- Always ask the person how you can best assist.
- Ask/Look for:
- An identification bracelet with special health information.
- Emergency contact information to reach the person’s family.
- Essential equipment and supplies (for example: wheelchair, walker, oxygen, batteries, communication devices [head pointers, alphabet boards, speech synthesizers, etc.]). Medication.
- Mobility aids (for example, wheelchair, cane, walker or an assistance or service animal).
- Special health instructions (for example, allergies).
- Special communication information (for example, the person might say [s]he is stressed, look confused, withdraw, start rubbing their hands together).
- Conditions that people might misinterpret (for example, someone might mistake Cerebral Palsy for drunkenness).
- Try to include the person in conversations with other people; don’t talk about a person in front of that person.
- If the person does not use words to speak, look for gestures or other behaviors that communicate what that person wants to express.
- Don’t assume that people do not understand just because they don’t use words to communicate.

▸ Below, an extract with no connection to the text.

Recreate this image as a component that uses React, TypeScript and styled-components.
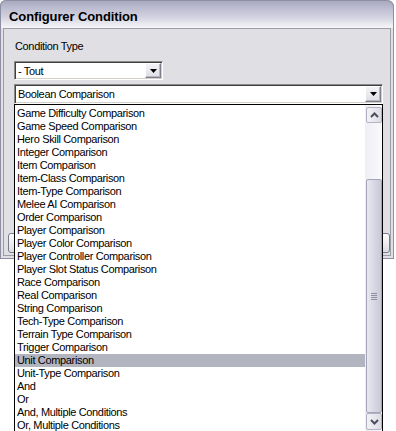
import React, { FC } from 'react'
import styled, { createGlobalStyle } from 'styled-components'

const conditionTypes = [
  'Game Difficulty Comparison',
  'Game Speed Comparison',
  'Hero Skill Comparison',
  'Integer Comparison',
  'Item Comparison',
  'Item-Class Comparison',
  'Item-Type Comparison',
  'Melee AI Comparison',
  'Order Comparison',
  'Player Comparison',
  'Player Color Comparison',
  'Player Controller Comparison',
  'Player Slot Status Comparison',
  'Race Comparison',
  'Real Comparison',
  'String Comparison',
  'Tech-Type Comparison',
  'Terrain Type Comparison',
  'Trigger Comparison',
  'Unit Comparison',
  'Unit-Type Comparison',
  'And',
  'Or',
  'And, Multiple Conditions',
  'Or, Multiple Conditions',
]

const selected = 'Unit Comparison'

const DownTriangle: FC = () => (
  <svg width="7" height="4" viewBox="0 0 7 4">
    <polygon points="0,0 7,0 3.5,4" fill="#000" />
  </svg>
)

const Chevron: FC<{ up?: boolean }> = ({ up }) => (
  <svg width="9" height="6" viewBox="0 0 9 6">
    <polyline
      points={up ? '1,5 4.5,1.5 8,5' : '1,1 4.5,4.5 8,1'}
      fill="none"
      stroke="#4d4d60"
      strokeWidth="2"
    />
  </svg>
)

export default function App() {
  return (
    <Page>
      <GlobalStyle />
      <Window>
        <TitleBar>Configurer Condition</TitleBar>
        <Panel>
          <Label>Condition Type</Label>
          <Combo width={149} top={8}>
            <ComboText>- Tout</ComboText>
            <DropButton>
              <DownTriangle />
            </DropButton>
          </Combo>
          <ComboHolder>
            <Combo width={369} top={4} tall>
              <ComboText>Boolean Comparison</ComboText>
              <DropButton>
                <DownTriangle />
              </DropButton>
            </Combo>
            <DropList>
              <Items>
                {conditionTypes.map((c) => (
                  <Item key={c} active={c === selected}>
                    {c}
                  </Item>
                ))}
              </Items>
              <ScrollBar>
                <ScrollButton>
                  <Chevron up />
                </ScrollButton>
                <Track />
                <Thumb>
                  <Grip />
                </Thumb>
                <ScrollButton down>
                  <Chevron />
                </ScrollButton>
              </ScrollBar>
            </DropList>
          </ComboHolder>
          {/* buttons sit behind the open list, only their edges show */}
          <ButtonRow>
            <PushButton />
            <PushButton />
          </ButtonRow>
        </Panel>
      </Window>
    </Page>
  )
}

const GlobalStyle = createGlobalStyle`
  html, body {
    margin: 0;
    padding: 0;
    background: #ffffff;
  }
  body {
    font-family: "Liberation Sans", Arial, sans-serif;
    font-size: 11px;
    letter-spacing: -0.35px;
    color: #000;
  }
`

const Page = styled.div`
  width: 396px;
  height: 431px;
  overflow: hidden;
  background: #ffffff;
`

const Window = styled.div`
  box-sizing: border-box;
  width: 394px;
  height: 259px;
  display: flex;
  flex-direction: column;
  padding: 0 2px 2px 2px;
  border: 1px solid #8e8ea4;
  border-top: none;
  border-radius: 6px 7px 0 0;
  background: #e0dfe3;
`

const TitleBar = styled.div`
  height: 28px;
  margin: 0 -3px;
  padding-left: 8px;
  box-sizing: border-box;
  display: flex;
  align-items: center;
  padding-top: 3px;
  border: 1px solid #8e8ea4;
  border-bottom: none;
  border-radius: 6px 7px 0 0;
  background: linear-gradient(
    to bottom,
    #a9a9bf 0%,
    #bcbcd0 25%,
    #d2d2e0 60%,
    #ececf2 88%,
    #f6f6f9 100%
  );
  font-family: "Liberation Sans", Arial, sans-serif;
  font-weight: bold;
  font-size: 13px;
  letter-spacing: -0.1px;
  color: #000;
`

const Panel = styled.div`
  flex: 1;
  display: flex;
  flex-direction: column;
  align-items: flex-start;
  padding: 11px 7px 0 10px;
  border: 1px solid #9d9da8;
`

const Label = styled.div`
  line-height: 13px;
  margin-left: 1px;
`

const ComboHolder = styled.div`
  position: relative;
  z-index: 2;
`

const Combo = styled.div<{ width: number; top: number; tall?: boolean }>`
  box-sizing: border-box;
  width: ${(p) => p.width}px;
  height: ${(p) => (p.tall ? 20 : 19)}px;
  margin-top: ${(p) => p.top}px;
  display: flex;
  align-items: center;
  justify-content: space-between;
  padding: 0 1px 0 3px;
  background: #ffffff;
  border: 1px solid;
  border-color: #8a8a8a #ffffff #ffffff #8a8a8a;
  box-shadow: inset 1px 1px 0 #404040, inset -1px -1px 0 #d4d0c8;
`

const ComboText = styled.span`
  line-height: 13px;
  padding-top: 1px;
`

const DropButton = styled.div`
  box-sizing: border-box;
  width: 16px;
  height: calc(100% - 2px);
  display: flex;
  align-items: center;
  justify-content: center;
  background: linear-gradient(to bottom, #f4f4f7, #dedee6);
  border: 1px solid;
  border-color: #ffffff #7d7d8c #7d7d8c #ffffff;
  box-shadow: inset -1px -1px 0 #b8b8c6;
`

const DropList = styled.div`
  position: absolute;
  top: 100%;
  left: 0;
  width: 369px;
  box-sizing: border-box;
  display: flex;
  border: 1px solid #000;
  background: #ffffff;
`

const Items = styled.div`
  flex: 1;
  padding-top: 2px;
`

const Item = styled.div<{ active?: boolean }>`
  height: 13px;
  line-height: 13px;
  padding-left: 2px;
  white-space: nowrap;
  background: ${(p) => (p.active ? '#b2b4bf' : 'transparent')};
`

const ScrollBar = styled.div`
  width: 17px;
  display: flex;
  flex-direction: column;
  align-items: flex-end;
  padding-top: 2px;
  background: linear-gradient(to right, #eeeef4, #fafafc);
`

const ScrollButton = styled.div<{ down?: boolean }>`
  box-sizing: border-box;
  width: 16px;
  height: ${(p) => (p.down ? 17 : 16)}px;
  display: flex;
  align-items: center;
  justify-content: center;
  border: 1px solid #b2b2c4;
  border-radius: 2px;
  background: linear-gradient(to right, #f2f2f6, #dcdce6);
`

const Track = styled.div`
  height: 56px;
`

const Thumb = styled.div`
  box-sizing: border-box;
  width: 16px;
  height: 234px;
  display: flex;
  align-items: center;
  justify-content: center;
  border: 1px solid #a4a4ba;
  border-radius: 2px;
  background: linear-gradient(to right, #e8e8f0 0%, #d8d8e4 50%, #c8c8d8 100%);
`

const Grip = styled.div`
  width: 6px;
  height: 7px;
  background: repeating-linear-gradient(
    to bottom,
    #8e8ea4 0px,
    #8e8ea4 1px,
    transparent 1px,
    transparent 2px
  );
`

const ButtonRow = styled.div`
  align-self: stretch;
  margin: auto -7px 2px -6px;
  display: flex;
  justify-content: space-between;
`

const PushButton = styled.div`
  box-sizing: border-box;
  width: 75px;
  height: 20px;
  border: 1px solid #7b7b8e;
  border-radius: 3px;
  background: linear-gradient(to bottom, #ffffff, #dcdce4);
`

Tips for People who are Deaf or Hard of Hearing
- There is a difference between hard of hearing and deaf. People who are hard of hearing vary in the extent of hearing loss they experience. Some have complete deafness, while others can hear almost normally with hearing aids.
- Hearing aids do not guarantee that the person can hear and understand speech. They increase volume, not necessarily clarity.
- If possible, flick the lights when entering an area or room to get their attention. Establish eye contact with the individual, not with the interpreter, if one is present.
- Use facial expressions and hand gestures (but not exaggerated) as visual cues.
- Check to see if you have been understood and repeat if necessary.
- Offer pencil and paper. Write slowly and let the individual read as you write.
- Written communication may be especially important if you are unable to understand the person's speech.
- Do not allow others to interrupt you while conveying the emergency information.
- Be patient - the person may have difficulty understanding the urgency of your message. Provide the person with a flashlight to signal their location in the event they are separated from the rescue team. This will facilitate lip-reading or signing in the dark.
- While written communication should work for many people, others may not understand English well enough to understand written instructions. Keep instructions simple, in the present tense and use basic vocabulary.